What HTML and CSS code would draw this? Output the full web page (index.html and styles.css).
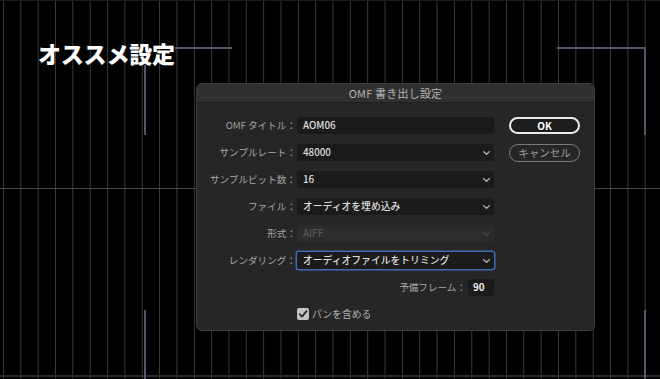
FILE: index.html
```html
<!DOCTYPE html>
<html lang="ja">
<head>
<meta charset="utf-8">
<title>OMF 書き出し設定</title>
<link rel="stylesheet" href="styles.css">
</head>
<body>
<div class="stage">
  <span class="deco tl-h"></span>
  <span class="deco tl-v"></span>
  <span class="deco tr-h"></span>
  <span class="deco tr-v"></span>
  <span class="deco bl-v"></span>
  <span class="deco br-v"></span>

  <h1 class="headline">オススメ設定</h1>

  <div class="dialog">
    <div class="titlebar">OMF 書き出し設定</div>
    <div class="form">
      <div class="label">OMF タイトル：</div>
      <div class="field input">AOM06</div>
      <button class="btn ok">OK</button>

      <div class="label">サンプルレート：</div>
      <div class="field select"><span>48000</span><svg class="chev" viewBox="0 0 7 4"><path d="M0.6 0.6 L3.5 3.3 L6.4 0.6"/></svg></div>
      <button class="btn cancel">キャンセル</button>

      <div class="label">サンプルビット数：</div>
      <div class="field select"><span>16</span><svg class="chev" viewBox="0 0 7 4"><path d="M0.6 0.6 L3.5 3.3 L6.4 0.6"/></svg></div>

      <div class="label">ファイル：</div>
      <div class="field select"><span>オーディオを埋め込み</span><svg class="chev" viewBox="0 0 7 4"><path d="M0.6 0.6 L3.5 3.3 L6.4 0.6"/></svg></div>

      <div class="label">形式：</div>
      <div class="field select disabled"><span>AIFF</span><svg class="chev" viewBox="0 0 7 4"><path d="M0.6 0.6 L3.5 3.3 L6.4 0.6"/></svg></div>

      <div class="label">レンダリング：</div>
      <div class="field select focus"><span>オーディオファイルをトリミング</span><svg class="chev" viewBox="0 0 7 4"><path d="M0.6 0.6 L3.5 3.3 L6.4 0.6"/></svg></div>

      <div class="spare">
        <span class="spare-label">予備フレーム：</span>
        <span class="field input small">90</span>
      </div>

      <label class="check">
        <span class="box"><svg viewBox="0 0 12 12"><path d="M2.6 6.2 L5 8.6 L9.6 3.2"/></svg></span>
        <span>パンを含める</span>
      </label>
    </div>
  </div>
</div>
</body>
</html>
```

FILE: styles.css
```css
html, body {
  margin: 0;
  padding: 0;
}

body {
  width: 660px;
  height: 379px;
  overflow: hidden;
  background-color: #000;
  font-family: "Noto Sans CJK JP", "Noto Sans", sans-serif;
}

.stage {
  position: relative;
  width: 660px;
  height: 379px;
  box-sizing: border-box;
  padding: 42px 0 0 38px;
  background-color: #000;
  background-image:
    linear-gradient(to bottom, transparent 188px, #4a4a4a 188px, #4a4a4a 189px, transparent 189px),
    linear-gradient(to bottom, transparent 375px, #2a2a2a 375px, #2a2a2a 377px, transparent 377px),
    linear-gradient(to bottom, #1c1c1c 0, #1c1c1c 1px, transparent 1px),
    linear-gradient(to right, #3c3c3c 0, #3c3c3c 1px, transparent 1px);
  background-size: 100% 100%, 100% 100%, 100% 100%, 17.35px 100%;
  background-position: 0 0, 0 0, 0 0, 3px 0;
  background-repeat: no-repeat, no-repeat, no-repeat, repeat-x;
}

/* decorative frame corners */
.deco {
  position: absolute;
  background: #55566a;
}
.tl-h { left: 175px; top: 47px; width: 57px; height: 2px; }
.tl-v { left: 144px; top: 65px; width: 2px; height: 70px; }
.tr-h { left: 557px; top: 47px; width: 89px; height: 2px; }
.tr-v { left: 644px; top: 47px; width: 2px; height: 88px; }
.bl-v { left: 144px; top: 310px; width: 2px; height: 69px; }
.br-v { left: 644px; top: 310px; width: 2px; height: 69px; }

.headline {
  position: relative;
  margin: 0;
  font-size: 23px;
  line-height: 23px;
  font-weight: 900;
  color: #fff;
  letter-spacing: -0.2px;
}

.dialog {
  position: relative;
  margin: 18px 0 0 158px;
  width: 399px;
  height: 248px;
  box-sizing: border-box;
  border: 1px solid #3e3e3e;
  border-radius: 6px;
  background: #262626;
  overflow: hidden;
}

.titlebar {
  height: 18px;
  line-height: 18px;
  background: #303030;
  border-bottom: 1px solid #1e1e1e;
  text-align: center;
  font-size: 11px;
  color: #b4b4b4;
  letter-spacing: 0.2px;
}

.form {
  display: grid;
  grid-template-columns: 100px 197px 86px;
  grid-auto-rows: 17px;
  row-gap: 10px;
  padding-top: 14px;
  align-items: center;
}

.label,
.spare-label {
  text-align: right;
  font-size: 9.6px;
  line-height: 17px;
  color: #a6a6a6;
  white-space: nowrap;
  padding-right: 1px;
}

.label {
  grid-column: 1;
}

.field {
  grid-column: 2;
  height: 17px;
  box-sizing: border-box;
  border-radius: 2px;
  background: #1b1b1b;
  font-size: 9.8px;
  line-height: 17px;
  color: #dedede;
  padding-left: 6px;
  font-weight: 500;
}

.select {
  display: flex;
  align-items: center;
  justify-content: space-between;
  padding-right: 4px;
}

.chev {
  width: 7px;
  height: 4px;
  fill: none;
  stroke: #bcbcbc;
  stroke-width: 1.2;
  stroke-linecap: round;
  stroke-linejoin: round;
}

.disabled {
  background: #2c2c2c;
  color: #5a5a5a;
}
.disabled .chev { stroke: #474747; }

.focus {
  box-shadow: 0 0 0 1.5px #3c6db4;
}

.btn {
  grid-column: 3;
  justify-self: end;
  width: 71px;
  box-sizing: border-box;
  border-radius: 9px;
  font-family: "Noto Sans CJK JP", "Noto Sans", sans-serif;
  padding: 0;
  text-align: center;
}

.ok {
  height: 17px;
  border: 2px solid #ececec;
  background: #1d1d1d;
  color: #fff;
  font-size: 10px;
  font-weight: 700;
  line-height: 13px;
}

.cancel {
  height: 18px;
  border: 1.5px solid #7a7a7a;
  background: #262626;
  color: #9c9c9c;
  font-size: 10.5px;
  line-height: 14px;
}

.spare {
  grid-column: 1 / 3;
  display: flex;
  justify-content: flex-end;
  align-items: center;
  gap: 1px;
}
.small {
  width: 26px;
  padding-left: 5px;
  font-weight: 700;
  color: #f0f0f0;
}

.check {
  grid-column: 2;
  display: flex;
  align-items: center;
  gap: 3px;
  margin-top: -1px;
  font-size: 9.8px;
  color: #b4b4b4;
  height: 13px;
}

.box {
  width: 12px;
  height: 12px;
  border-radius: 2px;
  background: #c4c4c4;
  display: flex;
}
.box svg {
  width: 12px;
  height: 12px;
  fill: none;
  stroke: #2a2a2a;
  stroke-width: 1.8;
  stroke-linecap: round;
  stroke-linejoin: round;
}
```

§ §

THE REQUEST — Return the material exactly as given, apart from the pictures.

PROBLEM SOLUTION —
What HTML and CSS code would draw this? Output the full web page (index.html and styles.css).
FILE: index.html
```html
<!DOCTYPE html>
<html lang="ja">
<head>
<meta charset="utf-8">
<title>OMF 書き出し設定</title>
<link rel="stylesheet" href="styles.css">
</head>
<body>
<div class="stage">
  <span class="deco tl-h"></span>
  <span class="deco tl-v"></span>
  <span class="deco tr-h"></span>
  <span class="deco tr-v"></span>
  <span class="deco bl-v"></span>
  <span class="deco br-v"></span>

  <h1 class="headline">オススメ設定</h1>

  <div class="dialog">
    <div class="titlebar">OMF 書き出し設定</div>
    <div class="form">
      <div class="label">OMF タイトル：</div>
      <div class="field input">AOM06</div>
      <button class="btn ok">OK</button>

      <div class="label">サンプルレート：</div>
      <div class="field select"><span>48000</span><svg class="chev" viewBox="0 0 7 4"><path d="M0.6 0.6 L3.5 3.3 L6.4 0.6"/></svg></div>
      <button class="btn cancel">キャンセル</button>

      <div class="label">サンプルビット数：</div>
      <div class="field select"><span>16</span><svg class="chev" viewBox="0 0 7 4"><path d="M0.6 0.6 L3.5 3.3 L6.4 0.6"/></svg></div>

      <div class="label">ファイル：</div>
      <div class="field select"><span>オーディオを埋め込み</span><svg class="chev" viewBox="0 0 7 4"><path d="M0.6 0.6 L3.5 3.3 L6.4 0.6"/></svg></div>

      <div class="label">形式：</div>
      <div class="field select disabled"><span>AIFF</span><svg class="chev" viewBox="0 0 7 4"><path d="M0.6 0.6 L3.5 3.3 L6.4 0.6"/></svg></div>

      <div class="label">レンダリング：</div>
      <div class="field select focus"><span>オーディオファイルをトリミング</span><svg class="chev" viewBox="0 0 7 4"><path d="M0.6 0.6 L3.5 3.3 L6.4 0.6"/></svg></div>

      <div class="spare">
        <span class="spare-label">予備フレーム：</span>
        <span class="field input small">90</span>
      </div>

      <label class="check">
        <span class="box"><svg viewBox="0 0 12 12"><path d="M2.6 6.2 L5 8.6 L9.6 3.2"/></svg></span>
        <span>パンを含める</span>
      </label>
    </div>
  </div>
</div>
</body>
</html>
```

FILE: styles.css
```css
html, body {
  margin: 0;
  padding: 0;
}

body {
  width: 660px;
  height: 379px;
  overflow: hidden;
  background-color: #000;
  font-family: "Noto Sans CJK JP", "Noto Sans", sans-serif;
}

.stage {
  position: relative;
  width: 660px;
  height: 379px;
  box-sizing: border-box;
  padding: 42px 0 0 38px;
  background-color: #000;
  background-image:
    linear-gradient(to bottom, transparent 188px, #4a4a4a 188px, #4a4a4a 189px, transparent 189px),
    linear-gradient(to bottom, transparent 375px, #2a2a2a 375px, #2a2a2a 377px, transparent 377px),
    linear-gradient(to bottom, #1c1c1c 0, #1c1c1c 1px, transparent 1px),
    linear-gradient(to right, #3c3c3c 0, #3c3c3c 1px, transparent 1px);
  background-size: 100% 100%, 100% 100%, 100% 100%, 17.35px 100%;
  background-position: 0 0, 0 0, 0 0, 3px 0;
  background-repeat: no-repeat, no-repeat, no-repeat, repeat-x;
}

/* decorative frame corners */
.deco {
  position: absolute;
  background: #55566a;
}
.tl-h { left: 175px; top: 47px; width: 57px; height: 2px; }
.tl-v { left: 144px; top: 65px; width: 2px; height: 70px; }
.tr-h { left: 557px; top: 47px; width: 89px; height: 2px; }
.tr-v { left: 644px; top: 47px; width: 2px; height: 88px; }
.bl-v { left: 144px; top: 310px; width: 2px; height: 69px; }
.br-v { left: 644px; top: 310px; width: 2px; height: 69px; }

.headline {
  position: relative;
  margin: 0;
  font-size: 23px;
  line-height: 23px;
  font-weight: 900;
  color: #fff;
  letter-spacing: -0.2px;
}

.dialog {
  position: relative;
  margin: 18px 0 0 158px;
  width: 399px;
  height: 248px;
  box-sizing: border-box;
  border: 1px solid #3e3e3e;
  border-radius: 6px;
  background: #262626;
  overflow: hidden;
}

.titlebar {
  height: 18px;
  line-height: 18px;
  background: #303030;
  border-bottom: 1px solid #1e1e1e;
  text-align: center;
  font-size: 11px;
  color: #b4b4b4;
  letter-spacing: 0.2px;
}

.form {
  display: grid;
  grid-template-columns: 100px 197px 86px;
  grid-auto-rows: 17px;
  row-gap: 10px;
  padding-top: 14px;
  align-items: center;
}

.label,
.spare-label {
  text-align: right;
  font-size: 9.6px;
  line-height: 17px;
  color: #a6a6a6;
  white-space: nowrap;
  padding-right: 1px;
}

.label {
  grid-column: 1;
}

.field {
  grid-column: 2;
  height: 17px;
  box-sizing: border-box;
  border-radius: 2px;
  background: #1b1b1b;
  font-size: 9.8px;
  line-height: 17px;
  color: #dedede;
  padding-left: 6px;
  font-weight: 500;
}

.select {
  display: flex;
  align-items: center;
  justify-content: space-between;
  padding-right: 4px;
}

.chev {
  width: 7px;
  height: 4px;
  fill: none;
  stroke: #bcbcbc;
  stroke-width: 1.2;
  stroke-linecap: round;
  stroke-linejoin: round;
}

.disabled {
  background: #2c2c2c;
  color: #5a5a5a;
}
.disabled .chev { stroke: #474747; }

.focus {
  box-shadow: 0 0 0 1.5px #3c6db4;
}

.btn {
  grid-column: 3;
  justify-self: end;
  width: 71px;
  box-sizing: border-box;
  border-radius: 9px;
  font-family: "Noto Sans CJK JP", "Noto Sans", sans-serif;
  padding: 0;
  text-align: center;
}

.ok {
  height: 17px;
  border: 2px solid #ececec;
  background: #1d1d1d;
  color: #fff;
  font-size: 10px;
  font-weight: 700;
  line-height: 13px;
}

.cancel {
  height: 18px;
  border: 1.5px solid #7a7a7a;
  background: #262626;
  color: #9c9c9c;
  font-size: 10.5px;
  line-height: 14px;
}

.spare {
  grid-column: 1 / 3;
  display: flex;
  justify-content: flex-end;
  align-items: center;
  gap: 1px;
}
.small {
  width: 26px;
  padding-left: 5px;
  font-weight: 700;
  color: #f0f0f0;
}

.check {
  grid-column: 2;
  display: flex;
  align-items: center;
  gap: 3px;
  margin-top: -1px;
  font-size: 9.8px;
  color: #b4b4b4;
  height: 13px;
}

.box {
  width: 12px;
  height: 12px;
  border-radius: 2px;
  background: #c4c4c4;
  display: flex;
}
.box svg {
  width: 12px;
  height: 12px;
  fill: none;
  stroke: #2a2a2a;
  stroke-width: 1.8;
  stroke-linecap: round;
  stroke-linejoin: round;
}
```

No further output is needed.